◆ SOURCE EXCERPT:
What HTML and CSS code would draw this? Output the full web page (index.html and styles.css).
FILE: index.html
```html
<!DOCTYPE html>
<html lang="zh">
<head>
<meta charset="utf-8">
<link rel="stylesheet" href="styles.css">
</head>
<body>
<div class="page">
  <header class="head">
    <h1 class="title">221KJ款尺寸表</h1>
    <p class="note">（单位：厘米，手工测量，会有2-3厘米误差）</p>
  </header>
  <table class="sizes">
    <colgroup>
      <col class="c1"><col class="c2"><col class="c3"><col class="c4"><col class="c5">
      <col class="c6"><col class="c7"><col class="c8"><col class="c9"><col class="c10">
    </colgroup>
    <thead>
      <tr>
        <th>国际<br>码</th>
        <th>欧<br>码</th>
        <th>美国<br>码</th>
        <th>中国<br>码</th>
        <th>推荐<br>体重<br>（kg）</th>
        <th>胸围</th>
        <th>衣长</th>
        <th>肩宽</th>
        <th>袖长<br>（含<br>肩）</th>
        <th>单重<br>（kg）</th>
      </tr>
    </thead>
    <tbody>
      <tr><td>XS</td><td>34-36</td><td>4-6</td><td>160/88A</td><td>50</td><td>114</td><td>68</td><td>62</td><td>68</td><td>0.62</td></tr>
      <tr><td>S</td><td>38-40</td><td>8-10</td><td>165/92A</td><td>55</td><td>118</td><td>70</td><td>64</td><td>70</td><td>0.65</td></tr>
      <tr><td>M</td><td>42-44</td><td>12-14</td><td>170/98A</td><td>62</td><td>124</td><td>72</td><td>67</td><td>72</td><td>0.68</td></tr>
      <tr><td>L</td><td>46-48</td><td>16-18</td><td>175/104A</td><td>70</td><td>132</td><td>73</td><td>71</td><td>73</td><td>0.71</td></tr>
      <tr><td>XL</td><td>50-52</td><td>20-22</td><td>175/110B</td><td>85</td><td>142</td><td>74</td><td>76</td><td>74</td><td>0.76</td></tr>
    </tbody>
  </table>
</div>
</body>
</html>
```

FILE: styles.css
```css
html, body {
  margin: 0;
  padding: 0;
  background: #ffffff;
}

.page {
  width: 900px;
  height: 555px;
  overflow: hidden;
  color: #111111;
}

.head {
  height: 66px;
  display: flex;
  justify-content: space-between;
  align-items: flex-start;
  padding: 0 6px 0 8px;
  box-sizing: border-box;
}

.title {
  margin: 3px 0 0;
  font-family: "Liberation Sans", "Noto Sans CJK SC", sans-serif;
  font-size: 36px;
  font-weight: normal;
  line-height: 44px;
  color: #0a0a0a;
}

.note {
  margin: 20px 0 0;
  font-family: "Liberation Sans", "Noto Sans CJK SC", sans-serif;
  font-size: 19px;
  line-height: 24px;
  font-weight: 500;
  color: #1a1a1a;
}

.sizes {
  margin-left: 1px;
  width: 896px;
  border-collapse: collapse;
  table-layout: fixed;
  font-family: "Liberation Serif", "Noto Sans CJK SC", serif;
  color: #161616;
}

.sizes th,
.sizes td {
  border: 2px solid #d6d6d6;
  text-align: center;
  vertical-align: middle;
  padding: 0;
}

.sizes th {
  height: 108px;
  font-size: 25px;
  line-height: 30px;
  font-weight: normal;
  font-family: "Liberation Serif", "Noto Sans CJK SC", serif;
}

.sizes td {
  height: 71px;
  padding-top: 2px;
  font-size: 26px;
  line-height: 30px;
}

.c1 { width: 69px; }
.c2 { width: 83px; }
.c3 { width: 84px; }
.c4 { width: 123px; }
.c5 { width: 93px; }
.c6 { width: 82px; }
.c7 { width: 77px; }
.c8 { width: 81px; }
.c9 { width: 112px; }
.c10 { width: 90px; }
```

◆ WORK INSTRUCTIONS:
Give the material above again, word for word.

◆ THE RESULT:
What HTML and CSS code would draw this? Output the full web page (index.html and styles.css).
FILE: index.html
```html
<!DOCTYPE html>
<html lang="zh">
<head>
<meta charset="utf-8">
<link rel="stylesheet" href="styles.css">
</head>
<body>
<div class="page">
  <header class="head">
    <h1 class="title">221KJ款尺寸表</h1>
    <p class="note">（单位：厘米，手工测量，会有2-3厘米误差）</p>
  </header>
  <table class="sizes">
    <colgroup>
      <col class="c1"><col class="c2"><col class="c3"><col class="c4"><col class="c5">
      <col class="c6"><col class="c7"><col class="c8"><col class="c9"><col class="c10">
    </colgroup>
    <thead>
      <tr>
        <th>国际<br>码</th>
        <th>欧<br>码</th>
        <th>美国<br>码</th>
        <th>中国<br>码</th>
        <th>推荐<br>体重<br>（kg）</th>
        <th>胸围</th>
        <th>衣长</th>
        <th>肩宽</th>
        <th>袖长<br>（含<br>肩）</th>
        <th>单重<br>（kg）</th>
      </tr>
    </thead>
    <tbody>
      <tr><td>XS</td><td>34-36</td><td>4-6</td><td>160/88A</td><td>50</td><td>114</td><td>68</td><td>62</td><td>68</td><td>0.62</td></tr>
      <tr><td>S</td><td>38-40</td><td>8-10</td><td>165/92A</td><td>55</td><td>118</td><td>70</td><td>64</td><td>70</td><td>0.65</td></tr>
      <tr><td>M</td><td>42-44</td><td>12-14</td><td>170/98A</td><td>62</td><td>124</td><td>72</td><td>67</td><td>72</td><td>0.68</td></tr>
      <tr><td>L</td><td>46-48</td><td>16-18</td><td>175/104A</td><td>70</td><td>132</td><td>73</td><td>71</td><td>73</td><td>0.71</td></tr>
      <tr><td>XL</td><td>50-52</td><td>20-22</td><td>175/110B</td><td>85</td><td>142</td><td>74</td><td>76</td><td>74</td><td>0.76</td></tr>
    </tbody>
  </table>
</div>
</body>
</html>
```

FILE: styles.css
```css
html, body {
  margin: 0;
  padding: 0;
  background: #ffffff;
}

.page {
  width: 900px;
  height: 555px;
  overflow: hidden;
  color: #111111;
}

.head {
  height: 66px;
  display: flex;
  justify-content: space-between;
  align-items: flex-start;
  padding: 0 6px 0 8px;
  box-sizing: border-box;
}

.title {
  margin: 3px 0 0;
  font-family: "Liberation Sans", "Noto Sans CJK SC", sans-serif;
  font-size: 36px;
  font-weight: normal;
  line-height: 44px;
  color: #0a0a0a;
}

.note {
  margin: 20px 0 0;
  font-family: "Liberation Sans", "Noto Sans CJK SC", sans-serif;
  font-size: 19px;
  line-height: 24px;
  font-weight: 500;
  color: #1a1a1a;
}

.sizes {
  margin-left: 1px;
  width: 896px;
  border-collapse: collapse;
  table-layout: fixed;
  font-family: "Liberation Serif", "Noto Sans CJK SC", serif;
  color: #161616;
}

.sizes th,
.sizes td {
  border: 2px solid #d6d6d6;
  text-align: center;
  vertical-align: middle;
  padding: 0;
}

.sizes th {
  height: 108px;
  font-size: 25px;
  line-height: 30px;
  font-weight: normal;
  font-family: "Liberation Serif", "Noto Sans CJK SC", serif;
}

.sizes td {
  height: 71px;
  padding-top: 2px;
  font-size: 26px;
  line-height: 30px;
}

.c1 { width: 69px; }
.c2 { width: 83px; }
.c3 { width: 84px; }
.c4 { width: 123px; }
.c5 { width: 93px; }
.c6 { width: 82px; }
.c7 { width: 77px; }
.c8 { width: 81px; }
.c9 { width: 112px; }
.c10 { width: 90px; }
```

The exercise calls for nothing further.